◆ Goal ◆
From the entries that follow, pick out all lines holding "styled".

◆ Exercise materials ◆
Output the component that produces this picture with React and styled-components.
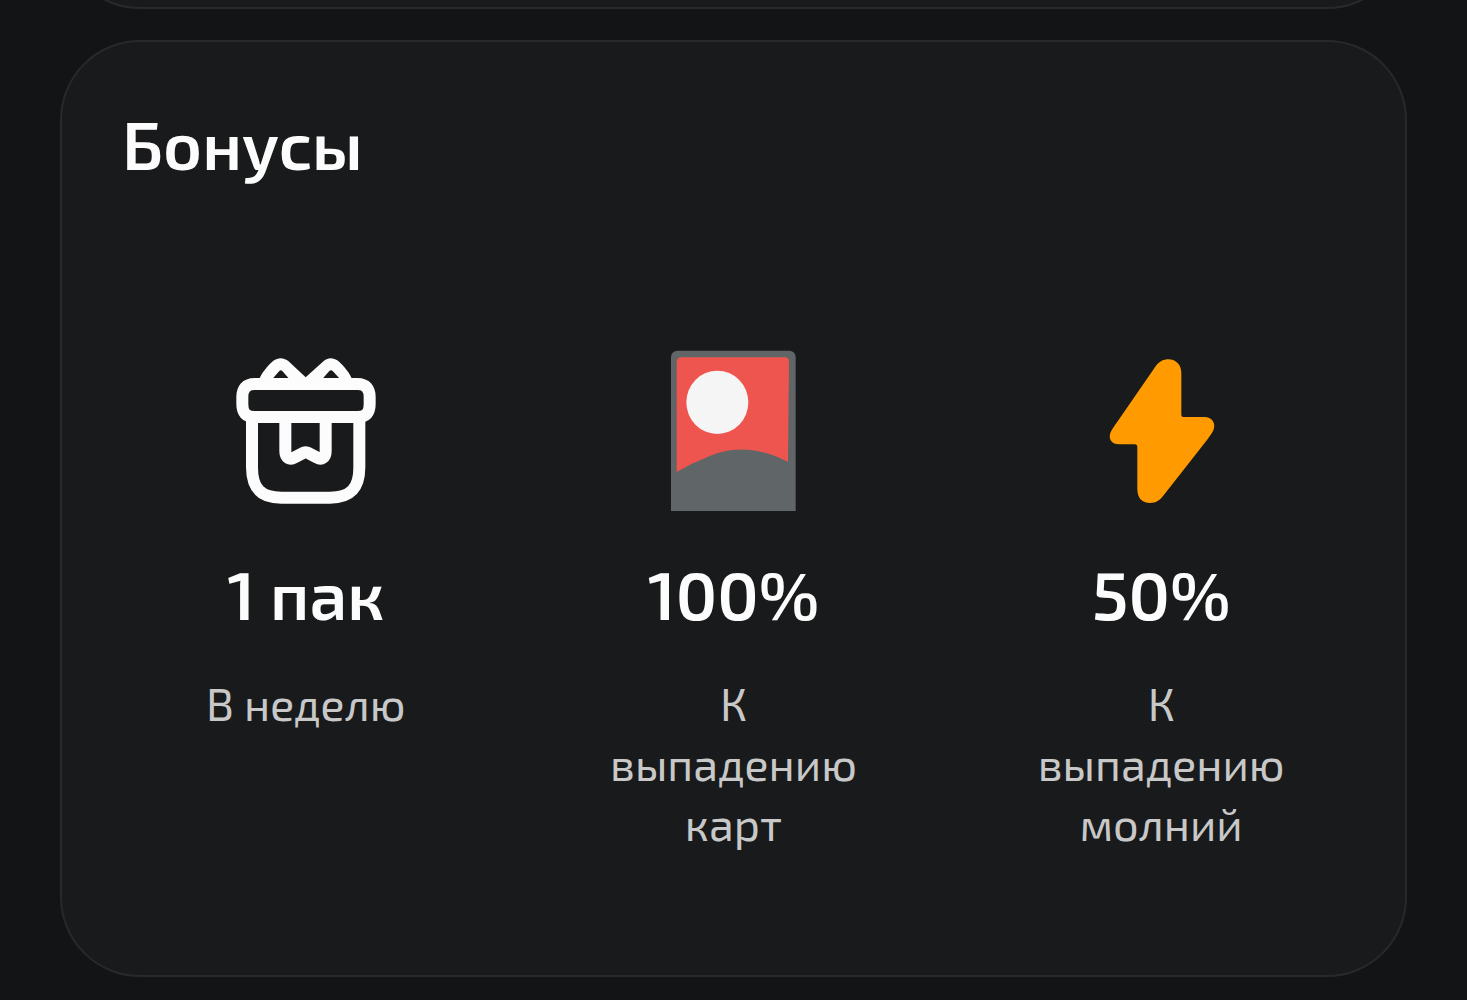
import React from "react";
import styled, { createGlobalStyle } from "styled-components";

const GlobalStyle = createGlobalStyle`
  *, *::before, *::after { box-sizing: border-box; }
  body {
    margin: 0;
    background: #131416;
    color: #fcfcfc;
    font-family: "Exo 2", Roboto, "Noto Sans", sans-serif;
  }
`;

const Page = styled.main`
  display: flex;
  flex-direction: column;
  gap: 31px;
  padding: 0 60px 20px;
  overflow: hidden;
`;

const Card = styled.section`
  padding: 60px;
  border: 2px solid #28292b;
  border-radius: 80px;
  background: #191a1b;
`;

/* The end of the card above, scrolled mostly out of view. */
const ScrolledCard = styled(Card)`
  min-height: 180px;
  margin-top: -171px;
`;

const Title = styled.h2`
  margin: 0 0 163px;
  font-size: 67px;
  font-weight: 600;
  line-height: 82px;
`;

const BonusList = styled.ul`
  display: grid;
  grid-template-columns: repeat(3, minmax(0, 1fr));
  gap: 60px;
  margin: 0;
  padding: 0 0 62px;
  list-style: none;
`;

const Bonus = styled.li`
  display: flex;
  flex-direction: column;
  align-items: center;
  gap: 40px;
  padding: 0 45px;
  text-align: center;
`;

const Icon = styled.svg`
  display: block;
  width: 166px;
  height: 166px;
`;

const Value = styled.strong`
  font-size: 67px;
  font-weight: 600;
  line-height: 80px;
  white-space: nowrap;
`;

const Label = styled.span`
  color: #c8c8c8;
  font-size: 45px;
  line-height: 60px;
`;

function GiftIcon() {
  return (
    <Icon viewBox="9 21 498 498" fill="none" stroke="#fcfcfc" strokeWidth="36" strokeLinejoin="round" aria-hidden="true">
      <path d="M104 132H412C438 132 449 147 449 171V193C449 218 438 231 412 231H104C78 231 67 218 67 193V171C67 147 78 132 104 132Z" />
      <path d="M96 231V382C96 446 122 473 184 473H330C392 473 418 446 418 382V231" />
      <path
        fill="#fcfcfc"
        stroke="none"
        fillRule="evenodd"
        d="M117 120C124 100 140 80 160 62C174 52 190 52 204 62L257 112L312 62C324 52 340 52 354 62C374 80 390 100 397 120ZM159 115L178 93Q182 89 187 93L206 115ZM309 115L328 93Q333 89 338 93L358 115Z"
      />
      <path d="M196 231V334C196 353 209 361 224 352L247 340C254 336 260 336 267 340L290 352C305 361 317 353 317 334V231" />
    </Icon>
  );
}

function FlowerCardIcon() {
  return (
    <Icon viewBox="-15 35 498 498" aria-hidden="true">
      <path fill="#606568" d="M48 527V67C48 53 56 46 70 46H400C414 46 422 53 422 67V527Z" />
      <path fill="#ee554f" d="M65 410V82C65 71 70 66 80 66H389C398 66 402 71 402 81L399 379C316 336 229 329 149 369Q107 385 65 410Z" />
      <ellipse cx="187" cy="201" rx="93" ry="95" fill="#f5f5f5" />
    </Icon>
  );
}

function BoltIcon() {
  return (
    <Icon viewBox="-36 21 498 498" aria-hidden="true">
      <path
        fill="#ff9b00"
        d="M199 76C221 45 274 53 274 98V225Q274 231 280 231H342C369 231 381 253 367 277C362 286 354 296 348 304L221 466C209 482 198 489 180 489C157 489 142 474 142 447V321Q142 313 134 313H88C61 313 53 292 64 272C68 265 74 256 80 248Z"
      />
    </Icon>
  );
}

const bonuses = [
  { icon: GiftIcon, value: "1 пак", label: "В неделю" },
  { icon: FlowerCardIcon, value: "100%", label: "К выпадению карт" },
  { icon: BoltIcon, value: "50%", label: "К выпадению молний" },
];

export default function App() {
  return (
    <>
      <GlobalStyle />
      <Page>
        <ScrolledCard />
        <Card aria-labelledby="bonuses-title">
          <Title id="bonuses-title">Бонусы</Title>
          <BonusList>
            {bonuses.map(({ icon: BonusIcon, value, label }) => (
              <Bonus key={label}>
                <BonusIcon />
                <Value>{value}</Value>
                <Label>{label}</Label>
              </Bonus>
            ))}
          </BonusList>
        </Card>
      </Page>
    </>
  );
}
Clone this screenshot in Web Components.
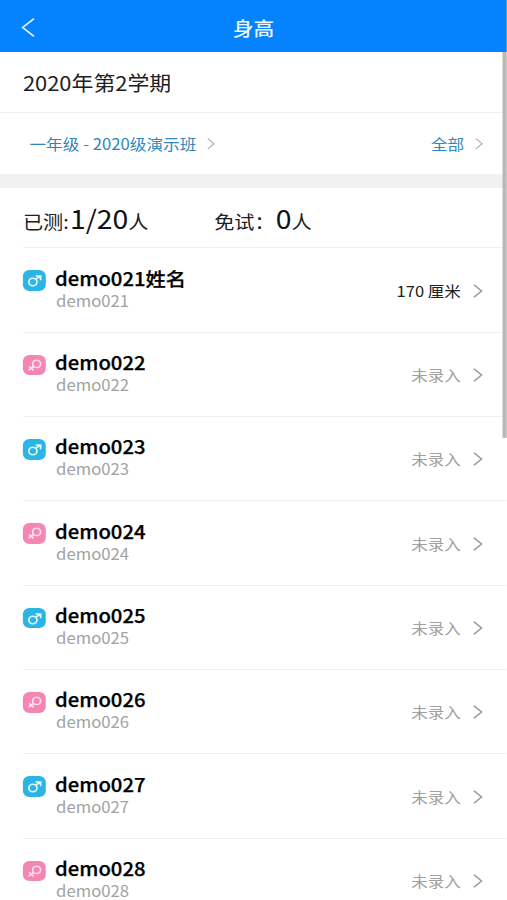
<!DOCTYPE html>
<html lang="zh-CN">
<head>
<meta charset="utf-8">
<meta name="viewport" content="width=device-width, initial-scale=1">
<title>身高</title>
<style>
  html, body {
    margin: 0;
    height: 100%;
    overflow: hidden;
    background: #fff;
  }
  body { font-family: "Noto Sans CJK SC", sans-serif; color: #202020; }
</style>
</head>
<body>
<height-app></height-app>

<script>
// ─── Icons ────────────────────────────────────────────────────────────────────

/** use <chevron-icon></chevron-icon> or <chevron-icon dir="left"></chevron-icon> */
class ChevronIcon extends HTMLElement {
  constructor() {
    super();
    this.attachShadow({ mode: "open" });
  }

  connectedCallback() {
    const left = this.getAttribute("dir") === "left";
    const d = left ? "M11.2 .7 L.8 10 L11.2 19.3" : "M.8 .8 L7.8 7.5 L.8 14.2";
    this.shadowRoot.innerHTML = `
      <style>
        :host { display: block; flex: none; line-height: 0; }
        svg { display: block; width: 100%; height: 100%; overflow: visible; }
        path { fill: none; stroke: currentColor; stroke-width: var(--chevron-stroke, 1.5px); }
      </style>
      <svg viewBox="${left ? "0 0 12 20" : "0 0 8.6 15"}" preserveAspectRatio="none"><path d="${d}"/></svg>
    `;
  }
}
customElements.define("chevron-icon", ChevronIcon);

/** use <gender-badge gender="male"></gender-badge> */
class GenderBadge extends HTMLElement {
  constructor() {
    super();
    this.attachShadow({ mode: "open" });
  }

  connectedCallback() {
    const male = this.getAttribute("gender") === "male";
    const shape = male
      ? `<circle cx="9.3" cy="12" r="3.8"/><path d="M12 9.2 L16.2 6 M11.8 5.9 H16.5 V10.2"/>`
      : `<circle cx="12.8" cy="8.9" r="3.7"/><path d="M10.1 11.4 L5.4 15.2 M5.8 11.2 L10 15.4"/>`;
    this.shadowRoot.innerHTML = `
      <style>
        :host {
          display: block;
          flex: none;
          width: 21.2px;
          height: 20.6px;
          border-radius: 6px;
          background: ${male ? "#2bb5e5" : "#f586b4"};
        }
        svg { display: block; width: 100%; height: 100%; }
        g { fill: none; stroke: ${male ? "#e2f8ff" : "#ffe0ef"}; stroke-width: 1.6; }
      </style>
      <svg viewBox="0 0 21.5 20.6"><g>${shape}</g></svg>
    `;
  }
}
customElements.define("gender-badge", GenderBadge);

// ─── Bars ─────────────────────────────────────────────────────────────────────

class NavBar extends HTMLElement {
  constructor() {
    super();
    this.attachShadow({ mode: "open" });
    this.shadowRoot.innerHTML = `
      <style>
        :host {
          display: grid;
          grid-template-columns: 60px 1fr 60px;
          align-items: center;
          box-sizing: border-box;
          height: 52px;
          padding-top: 3px;
          background: #0582fe;
          color: #e9f6ff;
        }
        chevron-icon { width: 12px; height: 19px; margin-left: 19.5px; --chevron-stroke: 1.6px; }
        .title { text-align: center; font-size: 19px; line-height: 26px; font-weight: 500; }
      </style>
      <chevron-icon dir="left"></chevron-icon>
      <div class="title"><slot></slot></div>
    `;
  }
}
customElements.define("nav-bar", NavBar);

class FilterBar extends HTMLElement {
  constructor() {
    super();
    this.attachShadow({ mode: "open" });
    this.shadowRoot.innerHTML = `
      <style>
        :host {
          display: flex;
          justify-content: space-between;
          align-items: center;
          height: 61px;
          padding: 0 22.2px 0 27px;
          border-bottom: 14px solid #f1f1f1;
          color: #2f86bd;
          font-size: 15.3px;
          line-height: 22px;
        }
        .item { display: flex; align-items: center; gap: 10px; white-space: pre; }
        ::slotted(span) { margin-bottom: 2px; }
        chevron-icon { width: 7px; height: 11.5px; color: #b5b5b5; }
      </style>
      <div class="item"><slot name="group"></slot><chevron-icon></chevron-icon></div>
      <div class="item"><slot name="scope"></slot><chevron-icon></chevron-icon></div>
    `;
  }
}
customElements.define("filter-bar", FilterBar);

class StatsBar extends HTMLElement {
  constructor() {
    super();
    this.attachShadow({ mode: "open" });
  }

  connectedCallback() {
    this.shadowRoot.innerHTML = `
      <style>
        :host {
          display: grid;
          grid-template-columns: 175.5px 1fr;
          align-items: center;
          box-sizing: border-box;
          height: 60.4px;
          margin-left: 21px;
          padding-top: 4px;
          border-bottom: 1px solid #f0f0f0;
          font-size: 18.5px;
          line-height: 36px;
        }
        div { white-space: nowrap; }
        b { margin-left: 1px; font-weight: 400; font-size: 26px; color: #111; }
      </style>
      <div>已测:<b>${this.getAttribute("done")}</b>人</div>
      <div>免试：<b>${this.getAttribute("exempt")}</b>人</div>
    `;
  }
}
customElements.define("stats-bar", StatsBar);

// ─── Student list ─────────────────────────────────────────────────────────────

/** use <student-row gender="male" name="..." account="..." value="170 厘米"></student-row> */
class StudentRow extends HTMLElement {
  constructor() {
    super();
    this.attachShadow({ mode: "open" });
  }

  connectedCallback() {
    const value = this.getAttribute("value");
    this.shadowRoot.innerHTML = `
      <style>
        :host {
          display: flex;
          align-items: flex-start;
          box-sizing: border-box;
          height: 84.35px;
          margin-left: 21px;
          padding: 17.3px 22.2px 0 0;
          border-bottom: 1px solid #f0f0f0;
        }
        gender-badge { margin-top: 4.6px; }
        .who { flex: 1; margin-left: 8.3px; }
        .name {
          font-size: 18.6px;
          line-height: 23px;
          font-weight: 500;
          color: #000;
          -webkit-text-stroke: .25px #000;
        }
        .account { margin-left: 1px; font-size: 15.3px; line-height: 22px; color: #a2a2a2; }
        .value {
          margin: 13px 11.5px 0 0;
          font-size: 15.2px;
          line-height: 22px;
          color: ${value ? "#202020" : "#a0a0a0"};
        }
        chevron-icon { width: 8.6px; height: 14px; margin-top: 18px; color: #9b9b9b; }
      </style>
      <gender-badge gender="${this.getAttribute("gender")}"></gender-badge>
      <div class="who">
        <div class="name">${this.getAttribute("name")}</div>
        <div class="account">${this.getAttribute("account")}</div>
      </div>
      <div class="value">${value || "未录入"}</div>
      <chevron-icon></chevron-icon>
    `;
  }
}
customElements.define("student-row", StudentRow);

// ─── App ──────────────────────────────────────────────────────────────────────

const students = [
  { id: "demo021", name: "demo021姓名", gender: "male", value: "170 厘米" },
  { id: "demo022", gender: "female" },
  { id: "demo023", gender: "male" },
  { id: "demo024", gender: "female" },
  { id: "demo025", gender: "male" },
  { id: "demo026", gender: "female" },
  { id: "demo027", gender: "male" },
  { id: "demo028", gender: "female" },
];

class HeightApp extends HTMLElement {
  constructor() {
    super();
    this.attachShadow({ mode: "open" });
  }

  connectedCallback() {
    const rows = students.map(s => `
      <student-row gender="${s.gender}" name="${s.name || s.id}" account="${s.id}" value="${s.value || ""}"></student-row>
    `).join("");

    // the screen is laid out narrow and widened to fill the window
    this.shadowRoot.innerHTML = `
      <style>
        :host {
          --stretch: 1.09;
          display: block;
          position: relative;
          width: calc(100% / var(--stretch));
          height: 100vh;
          overflow: hidden;
          transform: scaleX(var(--stretch));
          transform-origin: 0 0;
        }
        .term {
          box-sizing: border-box;
          height: 61px;
          padding: 17px 21px 0;
          border-bottom: 1px solid #f0f0f0;
          font-size: 20.1px;
          line-height: 28px;
        }
        .scrollbar {
          position: absolute;
          top: 52px;
          right: 0;
          width: 4.5px;
          height: 386px;
          background: #b9b9b9;
        }
      </style>
      <nav-bar>身高</nav-bar>
      <div class="term">2020年第2学期</div>
      <filter-bar>
        <span slot="group">一年级 - 2020级演示班</span>
        <span slot="scope">全部</span>
      </filter-bar>
      <stats-bar done="1/20" exempt="0"></stats-bar>
      ${rows}
      <div class="scrollbar"></div>
    `;
  }
}
customElements.define("height-app", HeightApp);
</script>
</body>
</html>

◆ Result ◆
Output the component that produces this picture with React and styled-components.
import styled, { createGlobalStyle } from "styled-components";
const Page = styled.main`
const Card = styled.section`
const ScrolledCard = styled(Card)`
const Title = styled.h2`
const BonusList = styled.ul`
const Bonus = styled.li`
const Icon = styled.svg`
const Value = styled.strong`
const Label = styled.span`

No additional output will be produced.